## Stored data
-- Begin --
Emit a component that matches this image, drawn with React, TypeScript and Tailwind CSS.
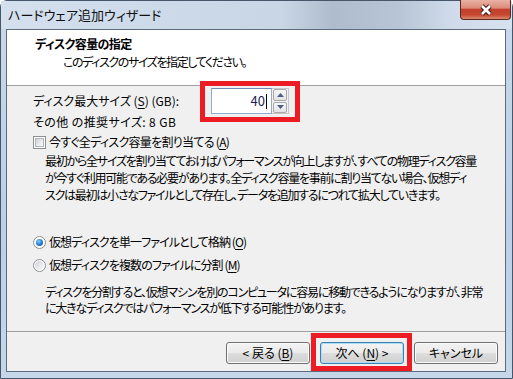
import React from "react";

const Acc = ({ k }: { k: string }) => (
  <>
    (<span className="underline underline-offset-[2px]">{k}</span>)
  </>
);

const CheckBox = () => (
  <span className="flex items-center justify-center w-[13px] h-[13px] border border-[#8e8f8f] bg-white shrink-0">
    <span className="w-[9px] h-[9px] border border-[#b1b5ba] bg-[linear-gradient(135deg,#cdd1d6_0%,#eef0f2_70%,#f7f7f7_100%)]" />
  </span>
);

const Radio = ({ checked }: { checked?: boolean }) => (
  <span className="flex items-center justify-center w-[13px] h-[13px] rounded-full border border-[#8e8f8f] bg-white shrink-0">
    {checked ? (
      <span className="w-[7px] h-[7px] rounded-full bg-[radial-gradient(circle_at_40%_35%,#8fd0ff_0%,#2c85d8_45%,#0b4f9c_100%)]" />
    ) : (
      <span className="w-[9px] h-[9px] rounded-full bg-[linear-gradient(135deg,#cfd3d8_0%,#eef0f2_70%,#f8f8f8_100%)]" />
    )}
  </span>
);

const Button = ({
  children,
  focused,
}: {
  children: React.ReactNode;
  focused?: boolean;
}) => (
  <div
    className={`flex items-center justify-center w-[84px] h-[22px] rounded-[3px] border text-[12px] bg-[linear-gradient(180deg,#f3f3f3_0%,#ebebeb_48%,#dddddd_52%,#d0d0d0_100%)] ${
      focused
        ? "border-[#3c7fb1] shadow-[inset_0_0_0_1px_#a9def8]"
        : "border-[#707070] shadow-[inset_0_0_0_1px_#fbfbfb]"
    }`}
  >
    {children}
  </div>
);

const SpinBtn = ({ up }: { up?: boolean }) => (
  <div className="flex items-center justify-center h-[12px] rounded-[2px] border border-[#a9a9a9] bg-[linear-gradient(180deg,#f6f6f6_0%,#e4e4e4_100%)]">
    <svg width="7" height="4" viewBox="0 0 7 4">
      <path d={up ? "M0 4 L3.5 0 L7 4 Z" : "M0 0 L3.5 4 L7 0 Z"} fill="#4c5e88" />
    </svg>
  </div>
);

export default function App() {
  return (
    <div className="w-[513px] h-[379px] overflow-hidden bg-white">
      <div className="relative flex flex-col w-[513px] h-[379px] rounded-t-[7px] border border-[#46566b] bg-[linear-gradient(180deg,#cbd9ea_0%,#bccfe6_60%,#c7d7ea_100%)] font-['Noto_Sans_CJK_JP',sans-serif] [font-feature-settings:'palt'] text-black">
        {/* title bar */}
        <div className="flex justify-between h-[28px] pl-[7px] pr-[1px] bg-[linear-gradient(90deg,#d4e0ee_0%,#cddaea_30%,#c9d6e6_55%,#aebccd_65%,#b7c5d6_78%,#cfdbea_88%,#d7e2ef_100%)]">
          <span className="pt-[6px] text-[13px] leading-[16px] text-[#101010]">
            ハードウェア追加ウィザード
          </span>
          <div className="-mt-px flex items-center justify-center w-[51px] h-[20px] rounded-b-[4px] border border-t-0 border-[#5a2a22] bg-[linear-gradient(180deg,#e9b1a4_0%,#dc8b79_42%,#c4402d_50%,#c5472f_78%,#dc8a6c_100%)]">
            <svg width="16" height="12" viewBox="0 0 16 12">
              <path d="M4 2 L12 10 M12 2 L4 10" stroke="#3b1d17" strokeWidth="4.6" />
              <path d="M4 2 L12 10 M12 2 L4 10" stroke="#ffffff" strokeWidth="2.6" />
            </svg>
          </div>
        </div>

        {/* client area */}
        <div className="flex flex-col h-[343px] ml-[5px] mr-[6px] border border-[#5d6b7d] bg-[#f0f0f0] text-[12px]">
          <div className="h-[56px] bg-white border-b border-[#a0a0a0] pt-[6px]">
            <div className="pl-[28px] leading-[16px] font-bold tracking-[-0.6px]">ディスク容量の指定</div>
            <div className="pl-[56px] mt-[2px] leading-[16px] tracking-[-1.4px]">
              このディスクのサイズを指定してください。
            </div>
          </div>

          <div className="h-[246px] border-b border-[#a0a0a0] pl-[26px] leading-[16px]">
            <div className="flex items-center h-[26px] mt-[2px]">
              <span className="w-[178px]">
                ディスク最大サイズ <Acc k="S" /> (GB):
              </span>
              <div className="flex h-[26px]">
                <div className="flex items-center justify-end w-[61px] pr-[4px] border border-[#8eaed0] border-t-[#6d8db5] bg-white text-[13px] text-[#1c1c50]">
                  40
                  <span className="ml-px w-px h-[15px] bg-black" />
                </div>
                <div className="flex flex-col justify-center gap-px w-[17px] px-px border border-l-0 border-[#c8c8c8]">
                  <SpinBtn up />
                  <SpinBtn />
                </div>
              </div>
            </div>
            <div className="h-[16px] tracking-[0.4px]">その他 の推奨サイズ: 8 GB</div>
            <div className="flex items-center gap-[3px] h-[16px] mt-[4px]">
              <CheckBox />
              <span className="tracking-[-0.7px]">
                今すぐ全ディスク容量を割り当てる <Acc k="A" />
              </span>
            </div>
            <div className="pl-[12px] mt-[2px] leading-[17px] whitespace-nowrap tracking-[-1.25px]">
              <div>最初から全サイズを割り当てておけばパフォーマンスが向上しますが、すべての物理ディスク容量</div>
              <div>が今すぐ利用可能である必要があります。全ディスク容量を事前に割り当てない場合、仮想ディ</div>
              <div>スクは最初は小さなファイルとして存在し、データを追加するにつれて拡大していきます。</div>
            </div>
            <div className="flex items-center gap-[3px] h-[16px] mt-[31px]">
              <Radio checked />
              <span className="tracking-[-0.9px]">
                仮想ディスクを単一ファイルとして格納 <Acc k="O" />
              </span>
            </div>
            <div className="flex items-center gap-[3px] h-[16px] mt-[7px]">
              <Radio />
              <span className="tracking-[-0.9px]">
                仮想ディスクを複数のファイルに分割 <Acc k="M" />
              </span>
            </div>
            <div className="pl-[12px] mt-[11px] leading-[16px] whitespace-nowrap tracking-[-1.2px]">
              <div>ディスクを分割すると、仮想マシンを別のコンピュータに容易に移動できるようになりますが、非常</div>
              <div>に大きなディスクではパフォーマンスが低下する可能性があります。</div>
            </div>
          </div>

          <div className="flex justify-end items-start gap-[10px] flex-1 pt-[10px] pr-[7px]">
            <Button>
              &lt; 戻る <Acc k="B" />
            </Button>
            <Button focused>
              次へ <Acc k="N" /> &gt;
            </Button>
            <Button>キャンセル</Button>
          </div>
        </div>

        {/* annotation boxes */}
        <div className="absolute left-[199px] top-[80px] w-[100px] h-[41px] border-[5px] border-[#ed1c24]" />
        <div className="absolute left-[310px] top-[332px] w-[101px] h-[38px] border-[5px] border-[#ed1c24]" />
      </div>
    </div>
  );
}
-- End --
## Work required
Restate the whole listing above exactly, please, omitting every image.

## Response
Emit a component that matches this image, drawn with React, TypeScript and Tailwind CSS.
import React from "react";

const Acc = ({ k }: { k: string }) => (
  <>
    (<span className="underline underline-offset-[2px]">{k}</span>)
  </>
);

const CheckBox = () => (
  <span className="flex items-center justify-center w-[13px] h-[13px] border border-[#8e8f8f] bg-white shrink-0">
    <span className="w-[9px] h-[9px] border border-[#b1b5ba] bg-[linear-gradient(135deg,#cdd1d6_0%,#eef0f2_70%,#f7f7f7_100%)]" />
  </span>
);

const Radio = ({ checked }: { checked?: boolean }) => (
  <span className="flex items-center justify-center w-[13px] h-[13px] rounded-full border border-[#8e8f8f] bg-white shrink-0">
    {checked ? (
      <span className="w-[7px] h-[7px] rounded-full bg-[radial-gradient(circle_at_40%_35%,#8fd0ff_0%,#2c85d8_45%,#0b4f9c_100%)]" />
    ) : (
      <span className="w-[9px] h-[9px] rounded-full bg-[linear-gradient(135deg,#cfd3d8_0%,#eef0f2_70%,#f8f8f8_100%)]" />
    )}
  </span>
);

const Button = ({
  children,
  focused,
}: {
  children: React.ReactNode;
  focused?: boolean;
}) => (
  <div
    className={`flex items-center justify-center w-[84px] h-[22px] rounded-[3px] border text-[12px] bg-[linear-gradient(180deg,#f3f3f3_0%,#ebebeb_48%,#dddddd_52%,#d0d0d0_100%)] ${
      focused
        ? "border-[#3c7fb1] shadow-[inset_0_0_0_1px_#a9def8]"
        : "border-[#707070] shadow-[inset_0_0_0_1px_#fbfbfb]"
    }`}
  >
    {children}
  </div>
);

const SpinBtn = ({ up }: { up?: boolean }) => (
  <div className="flex items-center justify-center h-[12px] rounded-[2px] border border-[#a9a9a9] bg-[linear-gradient(180deg,#f6f6f6_0%,#e4e4e4_100%)]">
    <svg width="7" height="4" viewBox="0 0 7 4">
      <path d={up ? "M0 4 L3.5 0 L7 4 Z" : "M0 0 L3.5 4 L7 0 Z"} fill="#4c5e88" />
    </svg>
  </div>
);

export default function App() {
  return (
    <div className="w-[513px] h-[379px] overflow-hidden bg-white">
      <div className="relative flex flex-col w-[513px] h-[379px] rounded-t-[7px] border border-[#46566b] bg-[linear-gradient(180deg,#cbd9ea_0%,#bccfe6_60%,#c7d7ea_100%)] font-['Noto_Sans_CJK_JP',sans-serif] [font-feature-settings:'palt'] text-black">
        {/* title bar */}
        <div className="flex justify-between h-[28px] pl-[7px] pr-[1px] bg-[linear-gradient(90deg,#d4e0ee_0%,#cddaea_30%,#c9d6e6_55%,#aebccd_65%,#b7c5d6_78%,#cfdbea_88%,#d7e2ef_100%)]">
          <span className="pt-[6px] text-[13px] leading-[16px] text-[#101010]">
            ハードウェア追加ウィザード
          </span>
          <div className="-mt-px flex items-center justify-center w-[51px] h-[20px] rounded-b-[4px] border border-t-0 border-[#5a2a22] bg-[linear-gradient(180deg,#e9b1a4_0%,#dc8b79_42%,#c4402d_50%,#c5472f_78%,#dc8a6c_100%)]">
            <svg width="16" height="12" viewBox="0 0 16 12">
              <path d="M4 2 L12 10 M12 2 L4 10" stroke="#3b1d17" strokeWidth="4.6" />
              <path d="M4 2 L12 10 M12 2 L4 10" stroke="#ffffff" strokeWidth="2.6" />
            </svg>
          </div>
        </div>

        {/* client area */}
        <div className="flex flex-col h-[343px] ml-[5px] mr-[6px] border border-[#5d6b7d] bg-[#f0f0f0] text-[12px]">
          <div className="h-[56px] bg-white border-b border-[#a0a0a0] pt-[6px]">
            <div className="pl-[28px] leading-[16px] font-bold tracking-[-0.6px]">ディスク容量の指定</div>
            <div className="pl-[56px] mt-[2px] leading-[16px] tracking-[-1.4px]">
              このディスクのサイズを指定してください。
            </div>
          </div>

          <div className="h-[246px] border-b border-[#a0a0a0] pl-[26px] leading-[16px]">
            <div className="flex items-center h-[26px] mt-[2px]">
              <span className="w-[178px]">
                ディスク最大サイズ <Acc k="S" /> (GB):
              </span>
              <div className="flex h-[26px]">
                <div className="flex items-center justify-end w-[61px] pr-[4px] border border-[#8eaed0] border-t-[#6d8db5] bg-white text-[13px] text-[#1c1c50]">
                  40
                  <span className="ml-px w-px h-[15px] bg-black" />
                </div>
                <div className="flex flex-col justify-center gap-px w-[17px] px-px border border-l-0 border-[#c8c8c8]">
                  <SpinBtn up />
                  <SpinBtn />
                </div>
              </div>
            </div>
            <div className="h-[16px] tracking-[0.4px]">その他 の推奨サイズ: 8 GB</div>
            <div className="flex items-center gap-[3px] h-[16px] mt-[4px]">
              <CheckBox />
              <span className="tracking-[-0.7px]">
                今すぐ全ディスク容量を割り当てる <Acc k="A" />
              </span>
            </div>
            <div className="pl-[12px] mt-[2px] leading-[17px] whitespace-nowrap tracking-[-1.25px]">
              <div>最初から全サイズを割り当てておけばパフォーマンスが向上しますが、すべての物理ディスク容量</div>
              <div>が今すぐ利用可能である必要があります。全ディスク容量を事前に割り当てない場合、仮想ディ</div>
              <div>スクは最初は小さなファイルとして存在し、データを追加するにつれて拡大していきます。</div>
            </div>
            <div className="flex items-center gap-[3px] h-[16px] mt-[31px]">
              <Radio checked />
              <span className="tracking-[-0.9px]">
                仮想ディスクを単一ファイルとして格納 <Acc k="O" />
              </span>
            </div>
            <div className="flex items-center gap-[3px] h-[16px] mt-[7px]">
              <Radio />
              <span className="tracking-[-0.9px]">
                仮想ディスクを複数のファイルに分割 <Acc k="M" />
              </span>
            </div>
            <div className="pl-[12px] mt-[11px] leading-[16px] whitespace-nowrap tracking-[-1.2px]">
              <div>ディスクを分割すると、仮想マシンを別のコンピュータに容易に移動できるようになりますが、非常</div>
              <div>に大きなディスクではパフォーマンスが低下する可能性があります。</div>
            </div>
          </div>

          <div className="flex justify-end items-start gap-[10px] flex-1 pt-[10px] pr-[7px]">
            <Button>
              &lt; 戻る <Acc k="B" />
            </Button>
            <Button focused>
              次へ <Acc k="N" /> &gt;
            </Button>
            <Button>キャンセル</Button>
          </div>
        </div>

        {/* annotation boxes */}
        <div className="absolute left-[199px] top-[80px] w-[100px] h-[41px] border-[5px] border-[#ed1c24]" />
        <div className="absolute left-[310px] top-[332px] w-[101px] h-[38px] border-[5px] border-[#ed1c24]" />
      </div>
    </div>
  );
}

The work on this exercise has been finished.